As I rustled through old papers and memories (an organization surge prior to going back in to out-patient surgery to remove precancerous cells that were left and to install a balloon for radiation coming up), I found a printout of the sermon Rev Peter Hawes now of Charleston, S.C., delivered at my ordination as deacon in the Anglican Diocese of Uruguay June 29 1995. It had been a rainy, frozen night,(I said that proverbial Cold Day in Hell before something breaks the barriers to happen), unique for Uruguay and I was to be the first woman in the Southern Cone of South America to enter Holy Orders. Because the sermon had to be translated into Spanish on the spot in the Cathedral of the Holy Trinity, it seemed to go on forever.

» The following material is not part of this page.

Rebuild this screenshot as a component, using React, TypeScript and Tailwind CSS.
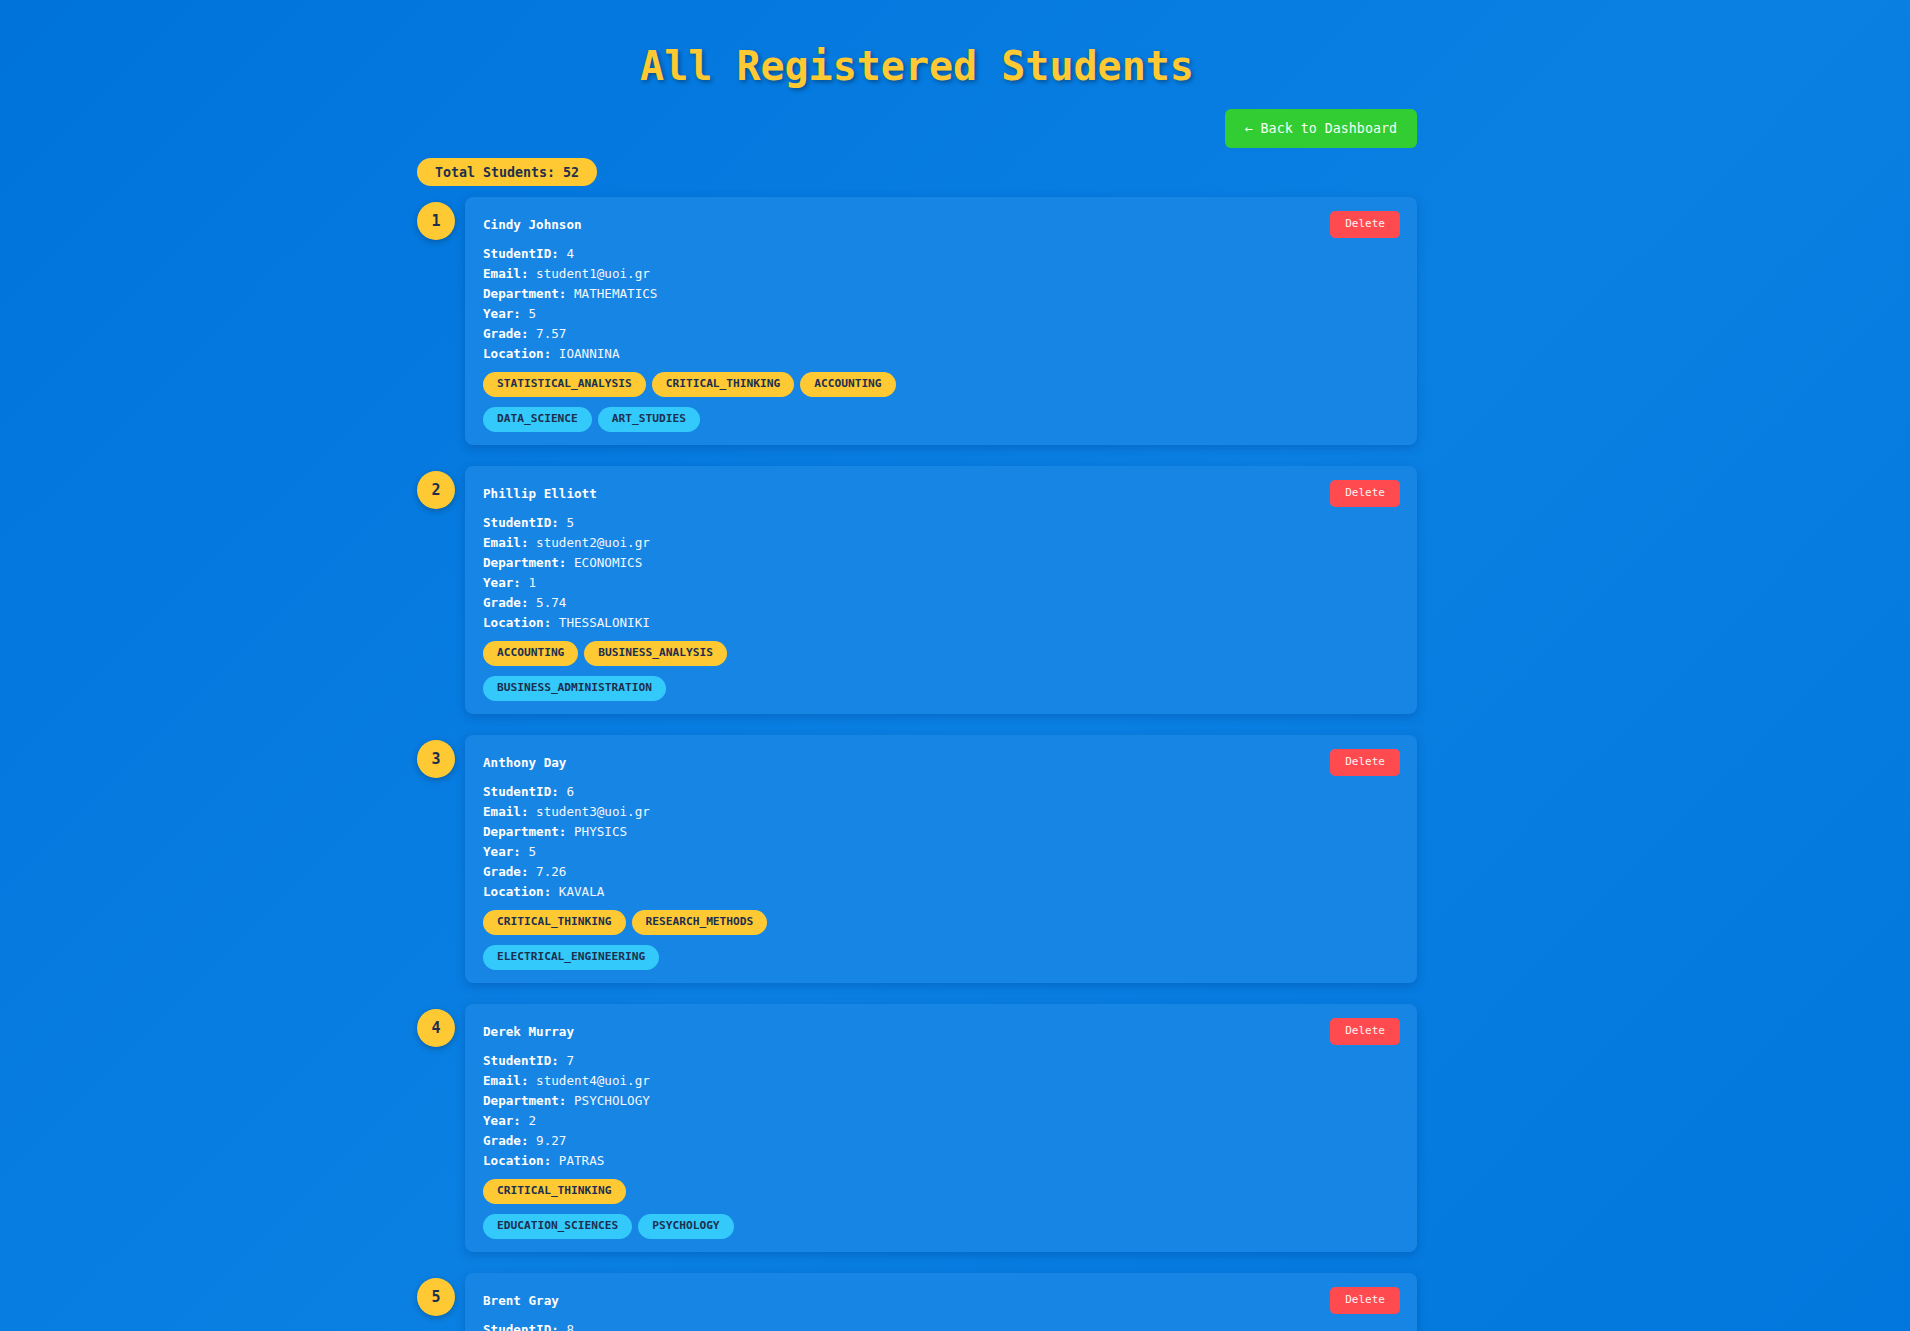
import React from "react";

type Student = {
  name: string;
  id: number;
  email: string;
  department: string;
  year: number;
  grade: string;
  location: string;
  skills: string[];
  interests: string[];
};

const students: Student[] = [
  {
    name: "Cindy Johnson",
    id: 4,
    email: "student1@uoi.gr",
    department: "MATHEMATICS",
    year: 5,
    grade: "7.57",
    location: "IOANNINA",
    skills: ["STATISTICAL_ANALYSIS", "CRITICAL_THINKING", "ACCOUNTING"],
    interests: ["DATA_SCIENCE", "ART_STUDIES"],
  },
  {
    name: "Phillip Elliott",
    id: 5,
    email: "student2@uoi.gr",
    department: "ECONOMICS",
    year: 1,
    grade: "5.74",
    location: "THESSALONIKI",
    skills: ["ACCOUNTING", "BUSINESS_ANALYSIS"],
    interests: ["BUSINESS_ADMINISTRATION"],
  },
  {
    name: "Anthony Day",
    id: 6,
    email: "student3@uoi.gr",
    department: "PHYSICS",
    year: 5,
    grade: "7.26",
    location: "KAVALA",
    skills: ["CRITICAL_THINKING", "RESEARCH_METHODS"],
    interests: ["ELECTRICAL_ENGINEERING"],
  },
  {
    name: "Derek Murray",
    id: 7,
    email: "student4@uoi.gr",
    department: "PSYCHOLOGY",
    year: 2,
    grade: "9.27",
    location: "PATRAS",
    skills: ["CRITICAL_THINKING"],
    interests: ["EDUCATION_SCIENCES", "PSYCHOLOGY"],
  },
  {
    name: "Brent Gray",
    id: 8,
    email: "student5@uoi.gr",
    department: "COMPUTER_SCIENCE",
    year: 3,
    grade: "8.12",
    location: "ATHENS",
    skills: ["PROGRAMMING", "CRITICAL_THINKING"],
    interests: ["SOFTWARE_ENGINEERING"],
  },
];

function Field({ label, value }: { label: string; value: React.ReactNode }) {
  return (
    <p className="h-[20px] leading-[20px] text-[#f3f7ff]">
      <span className="font-bold text-white">{label}:</span> {value}
    </p>
  );
}

function Tag({ text, blue }: { text: string; blue?: boolean }) {
  return (
    <span
      className={`h-[25px] px-[14px] flex items-center rounded-full text-[11.2px] font-bold text-[#1c2f4f] ${
        blue ? "bg-[#33c9fb]" : "bg-[#ffc933]"
      }`}
    >
      {text}
    </span>
  );
}

function StudentCard({ s, index }: { s: Student; index: number }) {
  return (
    <div className="flex items-start gap-[10px]">
      <div className="mt-[5px] w-[38px] h-[38px] shrink-0 rounded-full bg-[#ffc933] flex items-center justify-center text-[15px] font-bold text-[#1c2f4f] shadow-[0_2px_6px_rgba(0,0,0,0.25)]">
        {index}
      </div>
      <div className="flex-1 rounded-lg bg-[#1785e3] shadow-[0_3px_10px_rgba(0,40,110,0.25)] pt-[14px] pb-[13px] pl-[18px] pr-[17px]">
        <div className="flex items-center justify-between h-[27px] mb-[6px]">
          <h3 className="text-[12.6px] font-bold text-white pt-[2px]">{s.name}</h3>
          <button className="h-[27px] px-[15px] rounded-[5px] bg-[#ff4a50] text-[11px] text-[#fff2f2]">
            Delete
          </button>
        </div>
        <Field label="StudentID" value={s.id} />
        <Field label="Email" value={s.email} />
        <Field label="Department" value={s.department} />
        <Field label="Year" value={s.year} />
        <Field label="Grade" value={s.grade} />
        <Field label="Location" value={s.location} />
        <div className="mt-[8px] flex flex-wrap gap-[6px]">
          {s.skills.map((t) => (
            <Tag key={t} text={t} />
          ))}
        </div>
        <div className="mt-[10px] flex flex-wrap gap-[6px]">
          {s.interests.map((t) => (
            <Tag key={t} text={t} blue />
          ))}
        </div>
      </div>
    </div>
  );
}

export default function App() {
  return (
    <div
      className="min-h-screen bg-[linear-gradient(135deg,#0073db_0%,#0a80e3_50%,#0076dc_100%)] pr-[76px] pb-10 text-[12.6px]"
      style={{ fontFamily: '"DejaVu Sans Mono", "Liberation Mono", monospace' }}
    >
      <div className="max-w-[1000px] mx-auto pt-[46px]">
        <h1 className="text-center text-[40px] leading-[40px] font-bold text-[#ffc933] [text-shadow:2px_2px_4px_rgba(0,0,0,0.35)]">
          All Registered Students
        </h1>

        <div className="flex justify-end mt-[23px]">
          <button className="h-[39px] px-[20px] pt-[1px] rounded-md bg-[#32cd32] text-[13.33px] text-[#f4fff4]">
            ← Back to Dashboard
          </button>
        </div>

        <div className="mt-[10px]">
          <span className="inline-flex items-center h-[28px] pt-[1px] px-[18px] rounded-full bg-[#ffc933] text-[13.3px] font-bold text-[#1c2f4f]">
            Total Students: 52
          </span>
        </div>

        <div className="mt-[11px] flex flex-col gap-[21px]">
          {students.map((s, i) => (
            <StudentCard key={s.id} s={s} index={i + 1} />
          ))}
        </div>
      </div>
    </div>
  );
}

Now that I read it again, I realize how Father Peter had prophecied my faith and future. He knew me well as it was. He saw and understood what God had set for me to be and do, even when I was still among the trees, not aware of the whole forest of ministry. Father Peter compared my life and calling to Julian of Norwich, a woman of great heart and suffering who said amazing things for a woman in the 14th century. What calmed my soul this morning prior to entering a new road on the cancer map with another surgery and the initiation of radiation coming up, was this quote which amazed me with its truth and how it holds my own feelings about falling into God’s Hands: (taken from her “Showings”)
And so our Good Lord answered all
the questions and doubts which I could raise,
saying most comfortingly:
I may make all things well,
and I can make all things well,
and I shall make all things well,
and I will make all things well;
and you will see yourself that every kind of thing will be well.
Wellness. Spirit muscle. Heart health. Fresh Air. Fresh Life. All things come through God in my life. So yesterday’s roll through surgical procedure was a breeze. My son, who picked me up in the downpour, looked as if he stepped off the cover of GQ magazine (He makes his mother proud) while I looked more like a fashion reject in an oversized black sweater down to the knees, black sweat pants, wimpy no support bra and ancient black Prada plogs (like clogs but flat). My hiding out clothes. It was still raining as I shuffled into the surgery center. Have you noticed every Tuesday in Memphis it rains? My rendevous with Dr. Patterson are always on Tuesday. So far, they’ve all be in the rain. I trust the rain. But this time icy bridges were folding up in with a cold front.
The surgical process was much easier this go-round, although I still had to sign papers, remember names of medicines I take daily, give the secretary the Medicare card and driver’s license to copy, and get the inevitable medical paper bracelet. Again I was asked probably a dozen times as I moved along the surgery treadmill why was I there, who was my doctor, which breast was the victim, had I eaten or drank anything since midnight, and my name. Believe it or not there was another Gonzalez in one of the four beds in the prep room, so there was an alert on a chartreuse green stick-it on my files. Luckily the other Gonzalez was male so I didn’t worry about a mix-up.
As soon as the nurse secured the needle in my vein, Dr. Patterson popped his head in, my daughter gave me a hug of love, and we were off. This time I was even less trepedarious. I knew the routine. The only change, the anesthesiologist said, was that I wasn’t going to be given general anesthesia like last time, but rather something milder, like a twilight sleep where I wouldn’t remember a thing – which I don’t – but would be less taxing on the brain and soul. Don’t worry, you won’t feel a thing, he added. They did not have to ram a tube down my throat this time, and that’s worth it. I had a few days of sore throat after the last one.
I woke up fairly quickly – if I ever went to sleep at all, I’ll never know – in the re-coup room jabbering away to the nurses as if I was on Comedy Central, deep breathing (which I always try to do), sucking up that ginger ale through the straw (the only horrid part about these experiences is not being able to eat or drink for twelve hours – I’m a water hound. It hurts.) and wondering what in the world was the cast-like thing embracing my left boob. All tape. Don’t mess with the tape. No water on it. No showers (sigh). I knew this time I’d have to reduce my activities. This was major.
And it still rained. As we returned home and tackled the climb to the third floor, I could see the Mississippi was reaching flood levels. This is a blessing after so many drought crises of late. God was taking care of everything. But the gate and the mailbox have frozen with the rock bottom temperatures settling in like white doves on a wedding cake. My sweet middle daughter who cares for me so well gave up her busy life today for me – so we watched Dr. Phil, Oprah, some of the home fix-er-up programs, Wheel of Fortune and of course American Idol. We both faded then. I had a restless night, however, not able to figure out how the pile of additional dressings on my boob should be shifted to offer maximum comfort. Yes, I have at least a dozen pillows of all sizes on my bed to pad my way to bliss. But it was like having a stranger living on my breast. I’m curious about the balloon, but don’t count on me to look.